### The task:
Find the lines holding "page" and copy them.

### Saved data entries:
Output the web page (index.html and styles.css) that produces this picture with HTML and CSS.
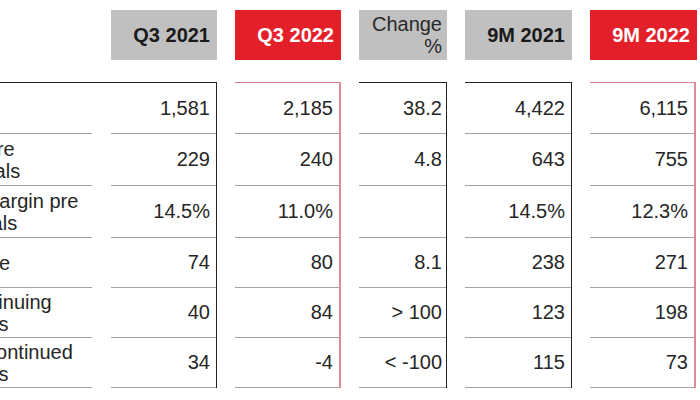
FILE: index.html
```html
<!DOCTYPE html>
<html lang="en">
<head>
<meta charset="utf-8">
<title>Key figures</title>
<link rel="stylesheet" href="styles.css">
</head>
<body>
<div class="sheet">
  <div class="head">
    <div class="hspace"></div>
    <div class="hcell grey w106">Q3 2021</div>
    <div class="hcell red w106">Q3 2022</div>
    <div class="hcell grey change w88"><span>Change</span><span>%</span></div>
    <div class="hcell grey w107">9M 2021</div>
    <div class="hcell red w107">9M 2022</div>
  </div>
  <div class="body">
    <div class="group dark first">
      <div class="col labels">
        <div class="lab"><span>Sales</span></div>
        <div class="lab"><span>EBITDA pre<br>exceptionals</span></div>
        <div class="lab margin"><span>EBITDA margin pre<br>exceptionals</span></div>
        <div class="lab"><span>Net income</span></div>
        <div class="lab sub"><span>from continuing<br>operations</span></div>
        <div class="lab sub"><span>from discontinued<br>operations</span></div>
      </div>
      <div class="col nums w105">
        <div class="num">1,581</div>
        <div class="num">229</div>
        <div class="num">14.5%</div>
        <div class="num">74</div>
        <div class="num">40</div>
        <div class="num">34</div>
      </div>
    </div>
    <div class="group redline col nums w106">
      <div class="num">2,185</div>
      <div class="num">240</div>
      <div class="num">11.0%</div>
      <div class="num">80</div>
      <div class="num">84</div>
      <div class="num">-4</div>
    </div>
    <div class="group dark col nums w88 chg">
      <div class="num">38.2</div>
      <div class="num">4.8</div>
      <div class="num"></div>
      <div class="num">8.1</div>
      <div class="num">&gt; 100</div>
      <div class="num">&lt; -100</div>
    </div>
    <div class="group dark col nums w107">
      <div class="num">4,422</div>
      <div class="num">643</div>
      <div class="num">14.5%</div>
      <div class="num">238</div>
      <div class="num">123</div>
      <div class="num">115</div>
    </div>
    <div class="group redline col nums w106">
      <div class="num">6,115</div>
      <div class="num">755</div>
      <div class="num">12.3%</div>
      <div class="num">271</div>
      <div class="num">198</div>
      <div class="num">73</div>
    </div>
  </div>
</div>
</body>
</html>
```
FILE: styles.css
```css
html, body {
  margin: 0;
  padding: 0;
  background: #ffffff;
}

body {
  font-family: "Liberation Sans", Arial, sans-serif;
  color: #262626;
}

.sheet {
  width: 700px;
  height: 400px;
  overflow: hidden;
}

.head {
  display: flex;
  gap: 18px;
  padding-top: 10px;
  height: 50px;
}

.hspace {
  flex: none;
  width: 93px;
}

.hcell {
  flex: none;
  height: 50px;
  box-sizing: border-box;
  display: flex;
  align-items: center;
  justify-content: flex-end;
  padding-right: 7px;
  font-size: 20px;
  font-weight: bold;
}

.hcell.grey {
  background: #c0c0c0;
  color: #1a1a1a;
}

.hcell.red {
  background: #e3202a;
  color: #ffffff;
}

.hcell.change {
  flex-direction: column;
  align-items: flex-end;
  justify-content: center;
  font-weight: normal;
  line-height: 22px;
  padding-right: 5px;
  color: #2a2a2a;
}

.w88 { width: 88px; }
.w105 { width: 105px; }
.w106 { width: 106px; }
.w107 { width: 107px; }

.body {
  display: flex;
  gap: 18px;
  margin-top: 22px;
}

.group {
  flex: none;
  box-sizing: border-box;
}

.group.dark {
  border-top: 1px solid #222222;
  border-right: 1px solid #222222;
}

.group.redline {
  border-top: 1px solid #dc7f8a;
  border-right: 2px solid #dc8a95;
}

.group.first {
  display: flex;
  gap: 19px;
  width: 217px;
}

.col {
  display: grid;
  grid-template-rows: 51px 52px 52px 50px 50px 50px;
}

.labels {
  width: 92px;
  flex: none;
}

.lab,
.num {
  box-sizing: border-box;
  border-bottom: 1px solid #a3a3a3;
  display: flex;
  align-items: center;
  font-size: 20px;
}

.lab {
  overflow: hidden;
  line-height: 22px;
}

.lab span {
  margin-left: -91px;
  white-space: nowrap;
}

.lab.margin span {
  margin-left: -94px;
}

.lab.sub span {
  margin-left: -85px;
}

.num {
  justify-content: flex-end;
  padding-right: 6px;
}

.chg .num {
  padding-right: 4px;
}
```
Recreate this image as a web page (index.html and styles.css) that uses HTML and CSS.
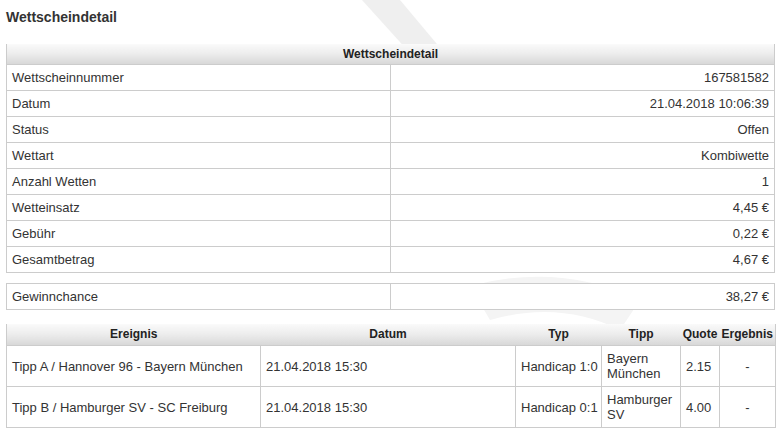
FILE: index.html
```html
<!DOCTYPE html>
<html lang="de">
<head>
<meta charset="utf-8">
<title>Wettscheindetail</title>
<link rel="stylesheet" href="styles.css">
</head>
<body>
<svg class="watermark" width="783" height="437" viewBox="0 0 783 437" aria-hidden="true">
  <path d="M362 0 L400 0 L452 62 L418 62 Z" fill="#efefef"/>
  <path d="M470 286 Q560 262 640 300 L620 330 Q560 300 490 320 Z" fill="#f4f4f4"/>
</svg>
<div class="page">
  <h1 class="title">Wettscheindetail</h1>

  <table class="grid detail">
    <thead>
      <tr><th colspan="2">Wettscheindetail</th></tr>
    </thead>
    <tbody>
      <tr><td>Wettscheinnummer</td><td class="num">167581582</td></tr>
      <tr><td>Datum</td><td class="num">21.04.2018 10:06:39</td></tr>
      <tr><td>Status</td><td class="num">Offen</td></tr>
      <tr><td>Wettart</td><td class="num">Kombiwette</td></tr>
      <tr><td>Anzahl Wetten</td><td class="num">1</td></tr>
      <tr><td>Wetteinsatz</td><td class="num">4,45 €</td></tr>
      <tr><td>Gebühr</td><td class="num">0,22 €</td></tr>
      <tr><td>Gesamtbetrag</td><td class="num">4,67 €</td></tr>
    </tbody>
  </table>

  <table class="grid detail chance">
    <tbody>
      <tr><td>Gewinnchance</td><td class="num">38,27 €</td></tr>
    </tbody>
  </table>

  <table class="grid events">
    <colgroup>
      <col class="c-event"><col class="c-date"><col class="c-type"><col class="c-tip"><col class="c-quote"><col class="c-result">
    </colgroup>
    <thead>
      <tr><th>Ereignis</th><th>Datum</th><th>Typ</th><th>Tipp</th><th>Quote</th><th>Ergebnis</th></tr>
    </thead>
    <tbody>
      <tr><td>Tipp A / Hannover 96 - Bayern München</td><td>21.04.2018 15:30</td><td class="type">Handicap 1:0</td><td>Bayern München</td><td>2.15</td><td class="center">-</td></tr>
      <tr><td>Tipp B / Hamburger SV - SC Freiburg</td><td>21.04.2018 15:30</td><td class="type">Handicap 0:1</td><td>Hamburger SV</td><td>4.00</td><td class="center">-</td></tr>
    </tbody>
  </table>
</div>
</body>
</html>
```

FILE: styles.css
```css
html, body {
  margin: 0;
  padding: 0;
  background: #ffffff;
}

body {
  font-family: "Liberation Sans", Arial, Helvetica, sans-serif;
  font-size: 13px;
  line-height: 15px;
  color: #333333;
  position: relative;
  min-height: 437px;
  overflow: hidden;
}

.watermark {
  position: absolute;
  left: 0;
  top: 0;
  z-index: 0;
}

.page {
  position: relative;
  z-index: 1;
  padding: 0 8px 0 6px;
}

.title {
  margin: 0;
  padding-top: 9px;
  font-size: 14px;
  line-height: 16px;
  font-weight: bold;
  color: #333333;
}

.grid {
  width: 100%;
  border-collapse: collapse;
  background: #ffffff;
}

.grid th,
.grid td {
  border: 1px solid #cccccc;
}

.grid th {
  font-size: 12px;
  font-weight: bold;
  color: #222222;
  text-align: center;
  padding: 3px 2px 2px;
  background: linear-gradient(to bottom, #fafafa 0%, #ececec 50%, #d8d8d8 100%);
  border-top: none;
  border-left: none;
  border-right: none;
}

.grid th:first-child {
  border-left: 1px solid #cccccc;
}

.grid th:last-child {
  border-right: 1px solid #cccccc;
}

.grid td {
  padding: 5px 5px;
  vertical-align: middle;
}

.detail {
  margin-top: 19px;
  table-layout: fixed;
}

.detail td {
  width: 50%;
}

.num {
  text-align: right;
}

.center {
  text-align: center;
}

.type {
  white-space: nowrap;
}

.grid td.type {
  padding-left: 5px;
  padding-right: 3px;
}

.chance {
  margin-top: 10px;
}

.events {
  margin-top: 14px;
  table-layout: fixed;
}

.events th {
  padding: 3px 1px;
}

.c-event { width: 254px; }
.c-date { width: 255px; }
.c-type { width: 86px; }
.c-tip { width: 79px; }
.c-quote { width: 39px; }
.c-result { width: 56px; }
```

### The response:
Output the web page (index.html and styles.css) that produces this picture with HTML and CSS.
Recreate this image as a web page (index.html and styles.css) that uses HTML and CSS.
<div class="page">
.page {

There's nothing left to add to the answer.